Fundamental Finance and Accounting Concepts

Before we get into the interview questions and answers, let's go over some basic finance and accounting concepts that are essential for newcomers to this field. Understanding these fundamentals will not only impress your interviewers, but will also provide a solid foundation for your career.

1. Assets and Liabilities

  • Assets: These are tangible or intangible items of value that a company owns. Cash, accounts receivable, and inventory are examples of current assets, which are expected to be converted into cash within a year, whereas non-current assets (long-term value) include items such as land, buildings, and machinery.

  • Liabilities: These are the financial obligations of a company, which can be current (due within a year) or non-current (long-term obligations such as bonds or mortgages).

2. Income and Expenses

  • Income (Revenue): Income, also known as revenue, is the money generated by a company's regular operations. This income can come from a variety of sources, including product or service sales, interest on investments, stock dividends, or intellectual property royalties.
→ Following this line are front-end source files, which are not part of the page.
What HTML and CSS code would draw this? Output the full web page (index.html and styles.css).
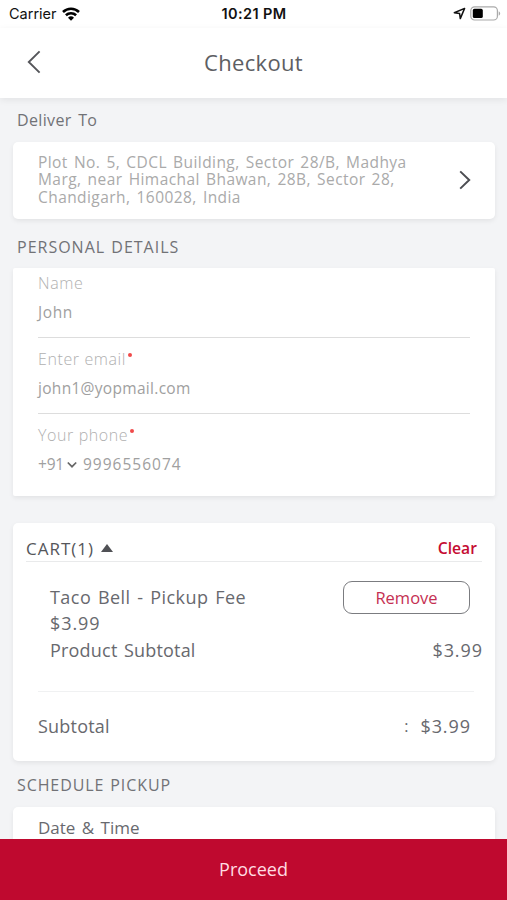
FILE: index.html
```html
<!DOCTYPE html>
<html lang="en">
<head>
<meta charset="utf-8">
<title>Checkout</title>
<link rel="stylesheet" href="styles.css">
</head>
<body>
<div class="screen">
  <div class="status">
    <div class="status-left">
      <span class="carrier">Carrier</span>
      <svg class="wifi" width="18" height="14" viewBox="0 0 18 14" fill="none" stroke="#000" stroke-width="2.6"><path d="M1 5a11.6 11.6 0 0 1 16 0"/><path d="M3.9 8.3a7.4 7.4 0 0 1 10.2 0"/><path d="M9 13.7 6 10.7a4.3 4.3 0 0 1 6 0Z" fill="#000" stroke="none"/></svg>
    </div>
    <span class="clock">10:21 PM</span>
    <div class="status-right">
      <svg width="13" height="13" viewBox="0 0 13 13" fill="none" stroke="#111" stroke-width="1.5" stroke-linejoin="round"><path d="M11.6 1.4 1.3 5.7 6.6 6.5 7.3 11.6Z"/></svg>
      <svg width="31" height="15" viewBox="0 0 31 15"><rect x=".8" y=".8" width="26.6" height="13.2" rx="3.8" fill="#fff" stroke="#aaa" stroke-width="1.2"/><rect x="2.8" y="2.8" width="10" height="9.2" rx="1.6"/><path d="M28.7 5.2c2 1 2 3.6 0 4.6Z" fill="#aaa"/></svg>
    </div>
  </div>
  <header class="header">
    <svg class="back" width="14" height="24" viewBox="0 0 14 24" fill="none" stroke="#55565a" stroke-width="1.9"><path d="M12.6 1.4 1.8 12 12.6 22.6"/></svg>
    <h1>Checkout</h1>
  </header>
  <main class="content">
    <h2 class="label deliver">Deliver To</h2>
    <section class="card address">
      <p>Plot No. 5, CDCL Building, Sector 28/B, Madhya<br>Marg, near Himachal Bhawan, 28B, Sector 28,<br>Chandigarh, 160028, India</p>
      <svg width="12" height="20" viewBox="0 0 12 20" fill="none" stroke="#4c4d52" stroke-width="2"><path d="M1.2 1.4 10.2 10 1.2 18.6"/></svg>
    </section>
    <h2 class="label personal">PERSONAL DETAILS</h2>
    <section class="card details">
      <div class="field"><div class="caption"><span>Name</span></div><div class="value"><span class="name">John</span></div></div>
      <div class="field"><div class="caption"><span>Enter email</span><i></i></div><div class="value"><span class="email">john1@yopmail.com</span></div></div>
      <div class="field"><div class="caption"><span>Your phone</span><i></i></div><div class="value"><span class="code">+91</span><svg width="10" height="8" viewBox="0 0 10 8" fill="none" stroke="#666" stroke-width="1.7"><path d="M.8 1.5 5 5.7 9.2 1.5"/></svg><span class="phone">9996556074</span></div></div>
    </section>
    <section class="card cart">
      <div class="cart-head"><span class="cart-title">CART(1)</span><svg width="12" height="8" viewBox="0 0 12 8"><path d="M6 0 12 8H0Z" fill="#505155"/></svg><span class="clear">Clear</span></div>
      <div class="item"><span class="item-name">Taco Bell - Pickup Fee</span><button class="remove">Remove</button></div>
      <div class="price">$3.99</div>
      <div class="product"><span class="row-name">Product Subtotal</span><span class="price">$3.99</span></div>
      <div class="subtotal"><span class="row-name">Subtotal</span><span class="colon">:</span><span class="price">$3.99</span></div>
    </section>
    <h2 class="label schedule">SCHEDULE PICKUP</h2>
    <section class="card date"><span>Date &amp; Time</span></section>
  </main>
  <footer class="proceed">Proceed</footer>
</div>
</body>
</html>
```
FILE: styles.css
```css
* { box-sizing: border-box; }
body { margin: 0; background: #f3f4f6; font-family: "Open Sans", "Noto Sans", sans-serif; color: #68696e; }
h1, h2, p { margin: 0; font-weight: 400; }
svg { display: block; flex: none; }
.screen { width: 507px; height: 900px; display: flex; flex-direction: column; overflow: hidden; }
.status { height: 28px; background: #fff; display: grid; grid-template-columns: 1fr auto 1fr; align-items: center; padding: 0 6px 1px 9px; font-family: Inter, sans-serif; font-size: 14.5px; color: #111; flex: none; }
.status-left, .status-right { display: flex; align-items: center; }
.status-left { gap: 5px; }
.status-right { justify-content: flex-end; gap: 4px; }
.clock { font-weight: 600; letter-spacing: .4px; margin-right: 2px; }
.header { height: 70px; flex: none; background: #fff; display: grid; grid-template-columns: 27px 1fr 27px; align-items: center; padding: 0 0 2px; box-shadow: 0 2px 7px rgba(0,0,0,.07); }
.back { margin-left: 27px; }
h1 { font-size: 22px; text-align: center; letter-spacing: .3px; line-height: 30px; color: #5d5e63; }
.content { flex: 1; min-height: 0; overflow: hidden; padding: 0 12px 0 13px; }
.label { font-size: 16px; line-height: 24px; padding-left: 4px; white-space: nowrap; color: #717276; }
.deliver { margin-top: 10px; margin-bottom: 10px; letter-spacing: .35px; word-spacing: 2px; }
.card { background: #fff; border-radius: 5px; box-shadow: 0 2px 5px rgba(0,0,0,.07); }
.address { height: 77px; display: flex; align-items: center; justify-content: space-between; padding: 0 24px 1px 25px; color: #aaa; font-size: 15.5px; line-height: 17.4px; white-space: nowrap; letter-spacing: .43px; word-spacing: 1.7px; }
.personal { margin: 16px 0 9px; letter-spacing: 1px; word-spacing: 1px; }
.details { height: 228px; padding: 3px 25px 0; border-radius: 2px; }
.field:not(:last-child) { height: 67px; border-bottom: 1px solid #ddd; margin-bottom: 9px; }
.caption, .value { display: flex; height: 24px; line-height: 24px; font-size: 16px; font-weight: 300; color: #b0b0b0; white-space: nowrap; letter-spacing: .6px; }
.value { margin-top: 5px; font-size: 15.5px; color: #a0a0a0; font-weight: 400; align-items: center; }
.email { letter-spacing: .3px; }
.code { letter-spacing: -.2px; }
.phone { letter-spacing: 1px; }
.caption i { width: 4px; height: 4px; border-radius: 2px; background: #f04a4a; margin: 6px 0 0 2px; }
.value svg { margin: 1px 6px 0 3px; }
.cart { height: 238px; margin-top: 27px; padding-right: 13px; font-size: 18px; line-height: 27px; }
.cart span { white-space: nowrap; }
.cart-head { height: 39px; margin-left: 13px; padding: 12px 5px 0 0; display: flex; align-items: center; border-bottom: 1px solid #e9eaeb; font-size: 17px; color: #55565a; }
.cart-title { letter-spacing: 1px; }
.cart-head svg { margin-left: 7px; }
.clear { margin-left: auto; color: #c50b32; font-weight: 600; font-size: 15.7px; }
.item { display: flex; align-items: center; justify-content: space-between; margin: 19px 12px 0 37px; height: 33px; }
.item-name { letter-spacing: .45px; word-spacing: 1.6px; }
.remove { width: 127px; height: 33px; border: 1.4px solid #7b7c80; border-radius: 9px; background: #fff; color: #c52f52; font: 16.5px "Open Sans", sans-serif; padding: 0 0 1px; }
.price { letter-spacing: .9px; margin-right: -.9px; }
.cart > .price { margin: -4px 0 0 37px; }
.product { margin: 0 0 0 37px; display: flex; justify-content: space-between; }
.row-name { letter-spacing: .2px; word-spacing: 1.5px; }
.subtotal { margin: 27px 8px 0 25px; border-top: 1px solid #f0f1f2; display: flex; padding: 21px 4px 0 0; }
.colon { margin-left: auto; margin-right: 12px; font-size: 16px; }
.schedule { margin: 12px 0 10px; letter-spacing: .9px; word-spacing: 1px; }
.date { height: 80px; padding: 9px 25px; font-size: 17px; line-height: 24px; word-spacing: 2px; }
.proceed { height: 61px; flex: none; background: #bf092f; color: #ffdce2; font-size: 18px; line-height: 60px; text-align: center; }
```
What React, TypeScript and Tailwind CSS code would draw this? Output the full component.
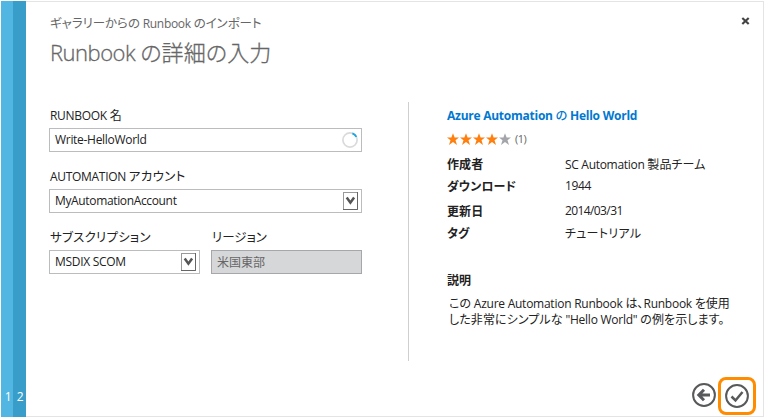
import React from "react";

function J({ children, className = "tracking-[0.1px]" }: { children: React.ReactNode; className?: string }) {
  return (
    <span className={`font-['Noto_Sans_CJK_JP',sans-serif] [font-feature-settings:'palt'] ${className}`}>
      {children}
    </span>
  );
}

function Chevron() {
  return (
    <svg width="15" height="18" viewBox="0 0 15 18" className="shrink-0">
      <rect x=".5" y=".5" width="14" height="17" fill="#fff" stroke="#999" />
      <path d="M14.500 0v17.500H0" fill="none" stroke="#666" />
      <path d="M3.700 5.500l3.700 5.200 3.700-5.200" fill="none" stroke="#555" strokeWidth="2.500" />
    </svg>
  );
}

function Spinner() {
  return (
    <svg width="16" height="16" viewBox="0 0 16 16" fill="none" className="shrink-0">
      <circle cx="8" cy="8" r="7.100" stroke="#d9dadb" strokeWidth="1.700" />
      <path d="M10.400 1.300a7.100 7.100 0 0 1 4 3.600" stroke="#1ba5e3" strokeWidth="1.900" />
    </svg>
  );
}

function Star({ className }: { className: string }) {
  return (
    <svg width="13" height="13" viewBox="0 0 13 13" className={className}>
      <path fill="currentColor" d="M6 .2l1.600 4.300H12L8.500 7.200l1.500 4.700L6 9.100l-4 2.800 1.500-4.700L0 4.500h4.400z" />
    </svg>
  );
}

function Label({ children }: { children: React.ReactNode }) {
  return <label className="block h-[21px] whitespace-nowrap pl-px">{children}</label>;
}

function Field({ children, className = "border-[#bbbcbd]" }: { children: React.ReactNode; className?: string }) {
  return (
    <div className={`flex h-6 items-center justify-between border pl-[5px] pr-[3px] ${className}`}>
      {children}
    </div>
  );
}

const rows = [
  { label: "作成者", height: "h-[22px]", value: <>SC Automation <J>製品チーム</J></> },
  { label: "ダウンロード", height: "h-[25px]", value: <span className="tracking-[-0.400px]">1944</span> },
  { label: "更新日", height: "h-[22px]", value: <span className="tracking-[-0.600px]">2014/03/31</span> },
  { label: "タグ", height: "h-[22px]", value: <J className="tracking-[0.300px]">チュートリアル</J> },
];

export default function App() {
  return (
    <div className="h-[418px] w-[765px] overflow-hidden bg-white pl-px pt-px font-['Open_Sans','Noto_Sans_CJK_JP',sans-serif] text-[12px] leading-[16px] tracking-[-0.3px] text-[#222]">
      <div className="flex h-[416px] w-[763px]">
        <div className="flex w-3 shrink-0 items-end justify-center bg-[#51b6e1] pb-3 pl-[2px] text-white">1</div>
        <div className="flex w-[13px] shrink-0 items-end justify-center bg-[#399dc9] pb-3 pl-px text-white">2</div>
        <div className="flex flex-1 flex-col border-y border-r border-[#e4e4e4] pl-[23px]">
          <header className="flex h-[100px] justify-between pr-[13px] pt-[11px] text-[#666]">
            <div className="whitespace-nowrap pl-px">
              <p className="h-5 leading-5">
                <J className="text-[12.500px] tracking-[-0.050px]">ギャラリーからの</J> Runbook <J className="text-[12.500px] tracking-[-0.050px]">のインポート</J>
              </p>
              <h1 className="mt-[2px] h-8 text-[22px] font-light leading-8 tracking-[-0.500px] text-[#666] [-webkit-text-stroke:0.3px_#666]">
                Runbook <J className="tracking-[0.100px]">の詳細の入力</J>
              </h1>
            </div>
            <svg width="9" height="8" viewBox="0 0 9 8" className="mt-[4px]">
              <path d="M1.300 1l6.400 6M7.700 1L1.300 7" stroke="#444" strokeWidth="2.200" />
            </svg>
          </header>
          <main className="flex h-[259px]">
            <form className="w-[313px] pt-[5px]">
              <Label>RUNBOOK <J>名</J></Label>
              <Field>Write-HelloWorld<Spinner /></Field>
              <div className="mt-4">
                <Label>AUTOMATION <J className="text-[12.500px] tracking-[0.300px]">アカウント</J></Label>
              </div>
              <Field><span className="tracking-[-0.350px]">MyAutomationAccount</span><Chevron /></Field>
              <div className="mt-4 flex gap-[11px]">
                <div className="w-[151px]">
                  <Label><J className="text-[12.500px] tracking-[0.200px]">サブスクリプション</J></Label>
                  <Field>MSDIX SCOM<Chevron /></Field>
                </div>
                <div className="w-[151px]">
                  <Label><J className="text-[12.500px] tracking-normal">リージョン</J></Label>
                  <Field className="border-[#a6a7aa] bg-[#d6d7d9] text-[#666]"><J className="tracking-normal">米国東部</J></Field>
                </div>
              </div>
            </form>
            <section className="ml-[46px] w-[330px] border-l border-[#cfcfcf] pl-[38px] pt-[5px]">
              <h2 className="h-4 whitespace-nowrap font-bold tracking-[-0.250px] text-[#0078d0]">
                Azure Automation <J className="font-medium tracking-normal">の</J> Hello World
              </h2>
              <div className="mt-[8px] flex h-4 items-center">
                <Star className="text-[#ff7f0e]" /><Star className="text-[#ff7f0e]" /><Star className="text-[#ff7f0e]" /><Star className="text-[#ff7f0e]" /><Star className="text-[#a3a5a8]" />
                <span className="ml-[3px] text-[11px] tracking-[-0.500px] text-[#666]">(1)</span>
              </div>
              <dl className="mt-[9px]">
                {rows.map((r) => (
                  <div key={r.label} className={`flex ${r.height}`}>
                    <dt className="w-[118px] font-bold"><J className="tracking-[0.100px]">{r.label}</J></dt>
                    <dd>{r.value}</dd>
                  </div>
                ))}
              </dl>
              <h3 className="mt-[25px] h-[23px] font-bold"><J>説明</J></h3>
              <div className="whitespace-nowrap pl-[2px] leading-[15px] tracking-[-0.250px]">
                <p><J className="tracking-normal">この</J> Azure Automation Runbook <J className="tracking-normal">は、</J>Runbook <J className="tracking-normal">を使用</J></p>
                <p><J>した非常にシンプルな</J> "Hello World" <J>の例を示します。</J></p>
              </div>
            </section>
          </main>
          <footer className="mt-[15px] flex justify-end gap-[2px] pr-[7px]">
            <svg width="24" height="24" viewBox="0 0 24 24" fill="none" stroke="#58595b" className="mt-[7px]">
              <circle cx="12" cy="12" r="10.900" strokeWidth="2" />
              <path d="M18 12H7M12 6.800L6.800 12l5.200 5.200" strokeWidth="3" />
            </svg>
            <div className="mt-px flex size-[38px] items-center justify-center rounded-[8px] border-[3px] border-[#ff8c00]">
              <svg width="24" height="24" viewBox="0 0 24 24" fill="none" stroke="#58595b" className="shrink-0">
                <circle cx="12" cy="12" r="10.900" strokeWidth="2" />
                <path d="M6.500 12.500l4 4L17.500 8" strokeWidth="2.500" />
              </svg>
            </div>
          </footer>
        </div>
      </div>
    </div>
  );
}
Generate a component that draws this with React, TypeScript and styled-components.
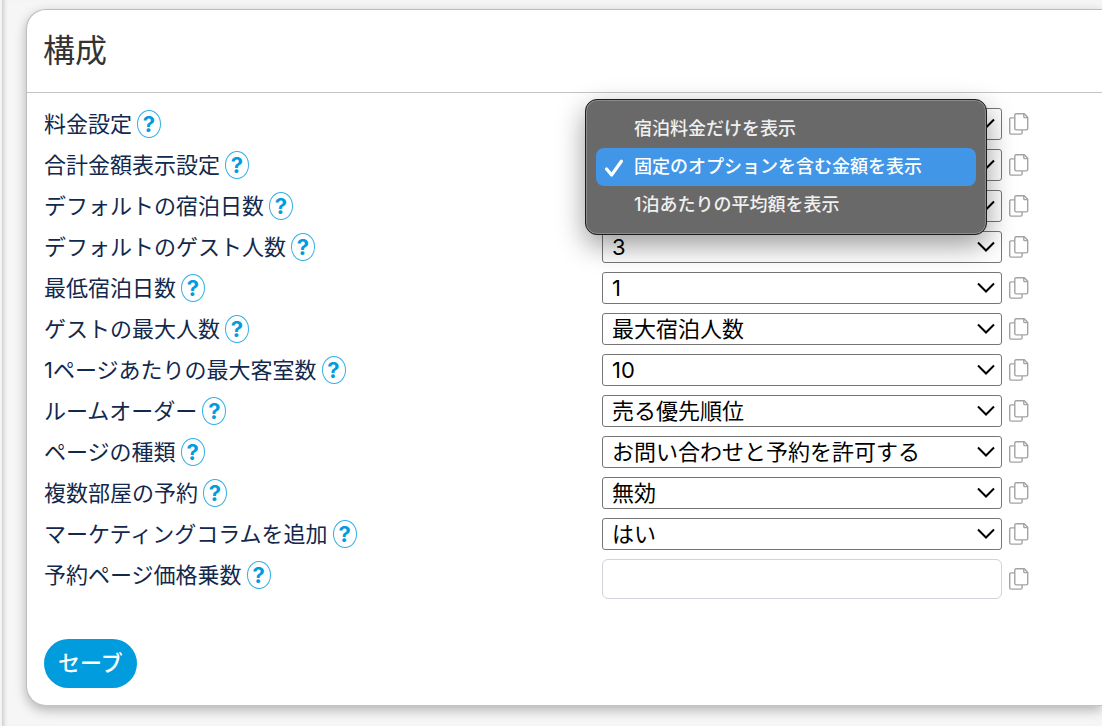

  • Expenses: Expenses are the various costs that a company must bear in order to continue operations. Employee wages, office space rent, utility bills (such as electricity and water), costs for materials used in production, and other essential business expenses are all included. Effective expense management is critical for a company's financial health because it ensures that income exceeds costs, resulting in a profit.

3. Profit and Loss

  • Profit: Profit is the positive financial result obtained by a company when its total income or revenue exceeds its total expenses. Simply put, it is the money left over after deducting all of the costs and expenses of running the business from the money earned through various activities such as sales, investments, or other sources. Profit is an important determinant of a company's financial health and success. Profitability is generally regarded as a sign of stability and efficient business operations.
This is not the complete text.